▶ _Your goal_
Retype each line of the listing below, from the first through the one holding "const [autoCharge, setAutoCharge]", with no other lines.

○ ○ ○ ○

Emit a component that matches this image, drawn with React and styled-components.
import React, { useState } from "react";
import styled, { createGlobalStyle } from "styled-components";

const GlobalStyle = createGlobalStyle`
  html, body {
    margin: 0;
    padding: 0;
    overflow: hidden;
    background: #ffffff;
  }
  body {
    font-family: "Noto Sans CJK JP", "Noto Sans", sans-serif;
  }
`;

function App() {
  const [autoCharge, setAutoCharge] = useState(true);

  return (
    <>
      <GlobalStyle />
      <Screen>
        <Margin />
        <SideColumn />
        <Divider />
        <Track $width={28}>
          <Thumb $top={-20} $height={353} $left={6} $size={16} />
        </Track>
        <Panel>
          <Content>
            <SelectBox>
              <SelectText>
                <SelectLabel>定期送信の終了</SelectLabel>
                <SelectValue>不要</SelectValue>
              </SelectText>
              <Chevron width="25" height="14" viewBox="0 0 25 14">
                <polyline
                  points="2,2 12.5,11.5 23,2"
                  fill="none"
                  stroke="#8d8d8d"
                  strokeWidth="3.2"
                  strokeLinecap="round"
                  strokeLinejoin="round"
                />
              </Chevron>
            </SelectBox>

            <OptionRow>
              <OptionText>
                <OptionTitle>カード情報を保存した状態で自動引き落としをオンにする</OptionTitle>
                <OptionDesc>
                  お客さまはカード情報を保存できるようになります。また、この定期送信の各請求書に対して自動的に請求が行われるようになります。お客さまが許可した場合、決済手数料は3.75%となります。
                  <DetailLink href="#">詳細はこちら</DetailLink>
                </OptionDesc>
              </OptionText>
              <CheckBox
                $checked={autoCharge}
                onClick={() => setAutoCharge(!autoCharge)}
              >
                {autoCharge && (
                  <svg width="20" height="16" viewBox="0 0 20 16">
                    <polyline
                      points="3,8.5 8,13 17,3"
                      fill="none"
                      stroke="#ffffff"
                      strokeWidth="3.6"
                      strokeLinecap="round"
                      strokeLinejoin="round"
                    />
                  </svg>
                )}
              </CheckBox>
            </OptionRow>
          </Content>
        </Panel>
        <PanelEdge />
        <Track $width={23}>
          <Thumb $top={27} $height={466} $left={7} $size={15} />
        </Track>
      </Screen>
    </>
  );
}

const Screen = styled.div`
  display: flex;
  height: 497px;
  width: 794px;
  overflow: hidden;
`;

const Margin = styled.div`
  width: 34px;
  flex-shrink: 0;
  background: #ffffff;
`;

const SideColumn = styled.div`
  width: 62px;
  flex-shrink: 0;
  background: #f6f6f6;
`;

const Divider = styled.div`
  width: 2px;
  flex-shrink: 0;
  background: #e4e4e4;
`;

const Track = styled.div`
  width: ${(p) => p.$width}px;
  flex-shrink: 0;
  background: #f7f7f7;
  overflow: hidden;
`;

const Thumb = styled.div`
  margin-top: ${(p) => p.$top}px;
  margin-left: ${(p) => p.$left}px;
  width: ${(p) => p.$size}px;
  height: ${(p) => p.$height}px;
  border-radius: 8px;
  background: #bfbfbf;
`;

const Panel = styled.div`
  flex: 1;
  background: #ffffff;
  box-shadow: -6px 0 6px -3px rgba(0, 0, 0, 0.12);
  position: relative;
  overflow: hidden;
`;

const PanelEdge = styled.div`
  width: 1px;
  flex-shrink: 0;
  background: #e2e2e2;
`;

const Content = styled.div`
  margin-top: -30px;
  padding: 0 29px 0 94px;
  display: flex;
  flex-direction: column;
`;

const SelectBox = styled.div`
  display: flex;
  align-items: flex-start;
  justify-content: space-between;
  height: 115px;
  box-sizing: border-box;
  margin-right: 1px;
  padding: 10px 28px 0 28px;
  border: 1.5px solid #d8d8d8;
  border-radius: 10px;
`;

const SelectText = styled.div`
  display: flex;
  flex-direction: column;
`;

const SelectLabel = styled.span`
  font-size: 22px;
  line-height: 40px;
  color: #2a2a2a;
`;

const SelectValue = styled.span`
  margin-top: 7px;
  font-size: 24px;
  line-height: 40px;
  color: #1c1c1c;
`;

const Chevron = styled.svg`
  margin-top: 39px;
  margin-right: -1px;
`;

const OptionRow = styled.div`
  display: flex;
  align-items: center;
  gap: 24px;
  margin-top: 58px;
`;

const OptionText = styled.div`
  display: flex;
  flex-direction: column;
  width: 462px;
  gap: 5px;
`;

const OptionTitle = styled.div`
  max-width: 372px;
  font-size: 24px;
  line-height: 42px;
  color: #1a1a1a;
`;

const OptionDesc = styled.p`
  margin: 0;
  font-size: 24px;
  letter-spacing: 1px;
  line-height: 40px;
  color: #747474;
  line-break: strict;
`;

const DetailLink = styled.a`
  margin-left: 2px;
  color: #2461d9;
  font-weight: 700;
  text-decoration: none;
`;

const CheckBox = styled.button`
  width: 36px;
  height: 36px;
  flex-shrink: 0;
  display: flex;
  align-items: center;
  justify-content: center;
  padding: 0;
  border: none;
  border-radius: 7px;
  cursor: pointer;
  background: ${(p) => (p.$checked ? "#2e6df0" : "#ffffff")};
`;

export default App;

○ ○ ○ ○

▶ _Output of the task_
Emit a component that matches this image, drawn with React and styled-components.
import React, { useState } from "react";
import styled, { createGlobalStyle } from "styled-components";

const GlobalStyle = createGlobalStyle`
  html, body {
    margin: 0;
    padding: 0;
    overflow: hidden;
    background: #ffffff;
  }
  body {
    font-family: "Noto Sans CJK JP", "Noto Sans", sans-serif;
  }
`;

function App() {
  const [autoCharge, setAutoCharge] = useState(true);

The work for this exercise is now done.